Jon Macy


Jon Macy is a gay American cartoonist. He began his career in 1990 with the series Tropo published September 1990 – April 1992 by Blackbird Comics. Since then, he has contributed to various LGBT comics anthologies and gay pornographic magazines, but he is best known for his graphic novel Teleny and Camille, which won a 2010 Lambda Literary Award for Gay Erotica.

Early Life

Jon Macy was born on September 11, 1964 in California.

Career

Macy's first series Tropo was part of the early 1990s black and white alternative comics boom. It was followed by the erotic horror series Nefarismo published October 1994October 1995 by Eros Comix.
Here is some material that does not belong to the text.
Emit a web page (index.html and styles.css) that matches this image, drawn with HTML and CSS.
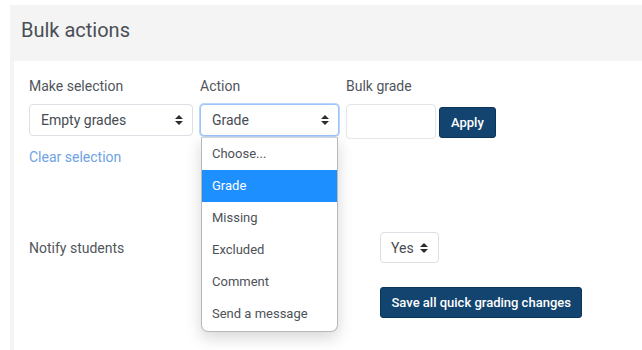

These stories contained dark and surreal motifs, mixing eroticism with hallucination and death/rebirth, a common theme in Macy's personal works.
Throughout the 1990s, Macy contributed to queer comics anthologies, Meatmen and Gay Comics, and gay skin magazines, such as Steam by Scott O'Hara, Bunkhouse, and International Leatherman. His work on Meatmen included a short story entitled "Tail". Gilad Padva argues in his academic paper "Dreamboys, Meatmen and Werewolves: Visualizing Erotic Identities in All-male Comic Strips" that Macy's "Tail" eroticizes and politicizes Sigmund Freud’s homophobic myth of the Wolf Man.
After a hiatus of eight years, during which time he worked on his graphic novel Teleny and Camille, Macy began publishing again with an autobiographical story, "Crazy in Bed", published in Robert Kirby's anthology The Book of Boy Trouble, Vol. 2. He has since collaborated with various established and independent gay cartoonists, including Sina Evil and Justin Hall.
In 2010, Macy's Teleny and Camille was published by Northwest Press, a graphic adaptation of the classic anonymous erotic novel Teleny attributed to be a collaboration between Oscar Wilde and other writers he knew. Teleny and Camille then was awarded the 2010 Lambda Literary Award for Gay Erotica. An excerpt was featured in Teleny Revisited, a special issue of The Oscholars.
He produced the self-published comic book series Fearful Hunter, started as an act of protest against California's Proposition 8. After the first three issues were published, this title was picked up by Northwest Press who hosted a Kickstarter fundraiser in April 2014 to publish a compiled anthology including the final previously unpublished fourth issue. Fearful Hunter won the Prism Comics Queer Press Grant in 2010.
He has contributed to many anthologies including Justin Hall's and Robert Kirby's Qu33r. He was co-editor with Tara Madison Avery, of ALPHABET: the LGBTQAIU creators from Prism Comics.